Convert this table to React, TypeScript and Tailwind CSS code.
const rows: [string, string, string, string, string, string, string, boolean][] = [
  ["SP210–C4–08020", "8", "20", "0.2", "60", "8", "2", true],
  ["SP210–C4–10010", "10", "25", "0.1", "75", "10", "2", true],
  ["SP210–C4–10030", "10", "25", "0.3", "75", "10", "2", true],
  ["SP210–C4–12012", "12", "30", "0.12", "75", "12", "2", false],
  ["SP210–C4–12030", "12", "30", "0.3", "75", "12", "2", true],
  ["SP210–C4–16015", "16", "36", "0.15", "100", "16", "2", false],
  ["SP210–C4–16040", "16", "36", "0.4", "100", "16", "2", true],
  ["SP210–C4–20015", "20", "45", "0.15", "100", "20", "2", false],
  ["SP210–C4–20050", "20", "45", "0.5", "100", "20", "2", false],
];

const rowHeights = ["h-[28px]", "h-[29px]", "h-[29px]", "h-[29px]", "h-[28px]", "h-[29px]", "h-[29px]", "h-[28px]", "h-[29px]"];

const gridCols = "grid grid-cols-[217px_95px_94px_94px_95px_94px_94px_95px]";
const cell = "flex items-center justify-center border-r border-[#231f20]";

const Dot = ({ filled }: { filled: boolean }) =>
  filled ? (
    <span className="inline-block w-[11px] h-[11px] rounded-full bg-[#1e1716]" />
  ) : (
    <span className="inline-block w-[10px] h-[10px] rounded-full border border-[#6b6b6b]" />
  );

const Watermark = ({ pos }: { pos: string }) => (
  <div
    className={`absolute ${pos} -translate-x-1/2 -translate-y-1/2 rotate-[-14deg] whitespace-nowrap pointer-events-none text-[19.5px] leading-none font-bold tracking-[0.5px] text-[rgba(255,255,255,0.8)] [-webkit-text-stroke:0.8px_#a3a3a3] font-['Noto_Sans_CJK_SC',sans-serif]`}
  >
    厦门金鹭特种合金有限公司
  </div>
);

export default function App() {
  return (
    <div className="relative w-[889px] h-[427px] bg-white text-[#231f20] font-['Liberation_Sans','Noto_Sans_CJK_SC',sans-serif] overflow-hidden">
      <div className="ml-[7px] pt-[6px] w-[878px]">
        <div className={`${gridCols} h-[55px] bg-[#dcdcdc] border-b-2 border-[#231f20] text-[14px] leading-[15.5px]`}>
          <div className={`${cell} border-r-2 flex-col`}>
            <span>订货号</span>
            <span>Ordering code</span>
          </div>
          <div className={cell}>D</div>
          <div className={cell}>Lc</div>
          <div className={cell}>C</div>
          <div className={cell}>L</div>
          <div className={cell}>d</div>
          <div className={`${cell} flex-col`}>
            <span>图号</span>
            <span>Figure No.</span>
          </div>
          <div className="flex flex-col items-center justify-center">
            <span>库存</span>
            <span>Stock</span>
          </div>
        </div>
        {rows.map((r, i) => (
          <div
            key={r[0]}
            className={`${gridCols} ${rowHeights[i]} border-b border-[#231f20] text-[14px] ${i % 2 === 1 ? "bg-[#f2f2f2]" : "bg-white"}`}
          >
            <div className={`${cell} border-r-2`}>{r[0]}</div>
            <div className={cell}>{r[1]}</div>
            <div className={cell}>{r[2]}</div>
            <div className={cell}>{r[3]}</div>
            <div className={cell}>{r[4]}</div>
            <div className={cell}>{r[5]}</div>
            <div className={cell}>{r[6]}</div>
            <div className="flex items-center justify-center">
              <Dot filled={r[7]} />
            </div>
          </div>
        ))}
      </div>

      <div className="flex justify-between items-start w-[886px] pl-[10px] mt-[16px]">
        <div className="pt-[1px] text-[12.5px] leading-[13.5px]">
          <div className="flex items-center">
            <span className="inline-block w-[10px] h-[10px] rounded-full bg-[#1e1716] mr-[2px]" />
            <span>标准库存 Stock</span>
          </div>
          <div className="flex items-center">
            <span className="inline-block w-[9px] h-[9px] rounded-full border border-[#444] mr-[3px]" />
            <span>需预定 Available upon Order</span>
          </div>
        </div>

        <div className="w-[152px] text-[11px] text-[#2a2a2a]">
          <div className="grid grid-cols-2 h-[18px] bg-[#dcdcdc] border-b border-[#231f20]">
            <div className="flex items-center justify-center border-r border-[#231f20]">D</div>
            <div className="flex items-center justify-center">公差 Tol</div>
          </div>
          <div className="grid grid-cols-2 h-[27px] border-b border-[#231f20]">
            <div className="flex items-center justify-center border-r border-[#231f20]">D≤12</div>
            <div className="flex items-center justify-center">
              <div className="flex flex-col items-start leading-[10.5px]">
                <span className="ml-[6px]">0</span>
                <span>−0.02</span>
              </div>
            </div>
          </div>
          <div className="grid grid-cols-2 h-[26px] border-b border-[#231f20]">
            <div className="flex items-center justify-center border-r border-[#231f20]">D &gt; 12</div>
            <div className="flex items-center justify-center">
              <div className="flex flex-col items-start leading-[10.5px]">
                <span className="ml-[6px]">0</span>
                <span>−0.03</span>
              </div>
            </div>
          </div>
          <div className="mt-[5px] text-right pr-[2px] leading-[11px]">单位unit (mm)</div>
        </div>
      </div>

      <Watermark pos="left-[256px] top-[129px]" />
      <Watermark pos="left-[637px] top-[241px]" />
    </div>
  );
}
------------
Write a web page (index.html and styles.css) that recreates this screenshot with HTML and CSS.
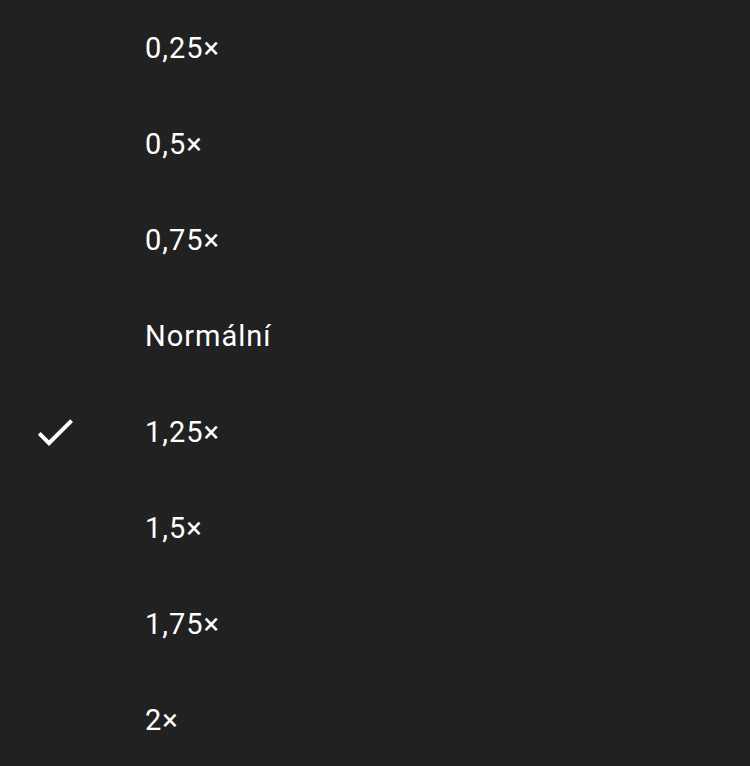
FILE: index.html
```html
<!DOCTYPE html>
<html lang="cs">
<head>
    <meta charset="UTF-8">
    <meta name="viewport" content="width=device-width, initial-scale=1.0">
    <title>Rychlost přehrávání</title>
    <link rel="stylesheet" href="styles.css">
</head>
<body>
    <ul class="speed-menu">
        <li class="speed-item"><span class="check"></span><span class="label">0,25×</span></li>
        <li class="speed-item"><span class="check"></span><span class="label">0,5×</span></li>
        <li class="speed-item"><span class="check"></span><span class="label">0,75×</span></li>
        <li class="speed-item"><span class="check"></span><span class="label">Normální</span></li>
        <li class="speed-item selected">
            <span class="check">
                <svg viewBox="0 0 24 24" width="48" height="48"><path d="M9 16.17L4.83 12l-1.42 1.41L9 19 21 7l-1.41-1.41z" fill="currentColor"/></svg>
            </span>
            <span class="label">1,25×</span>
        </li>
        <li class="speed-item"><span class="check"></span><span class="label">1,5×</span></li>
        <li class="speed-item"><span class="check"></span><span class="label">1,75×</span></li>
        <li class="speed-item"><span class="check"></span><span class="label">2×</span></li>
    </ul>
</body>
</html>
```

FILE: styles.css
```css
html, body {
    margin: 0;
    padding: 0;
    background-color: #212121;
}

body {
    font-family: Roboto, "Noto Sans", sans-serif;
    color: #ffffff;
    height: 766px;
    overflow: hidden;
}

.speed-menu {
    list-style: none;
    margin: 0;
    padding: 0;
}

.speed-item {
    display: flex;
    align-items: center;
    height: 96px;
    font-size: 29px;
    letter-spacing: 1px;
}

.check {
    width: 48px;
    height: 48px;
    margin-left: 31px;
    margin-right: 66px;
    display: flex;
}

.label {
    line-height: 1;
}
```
------------
→ THE TASK:
Show each line in the entries that holds the string "styles".

→ TASK OUTPUT:
Write a web page (index.html and styles.css) that recreates this screenshot with HTML and CSS.
    <link rel="stylesheet" href="styles.css">
FILE: styles.css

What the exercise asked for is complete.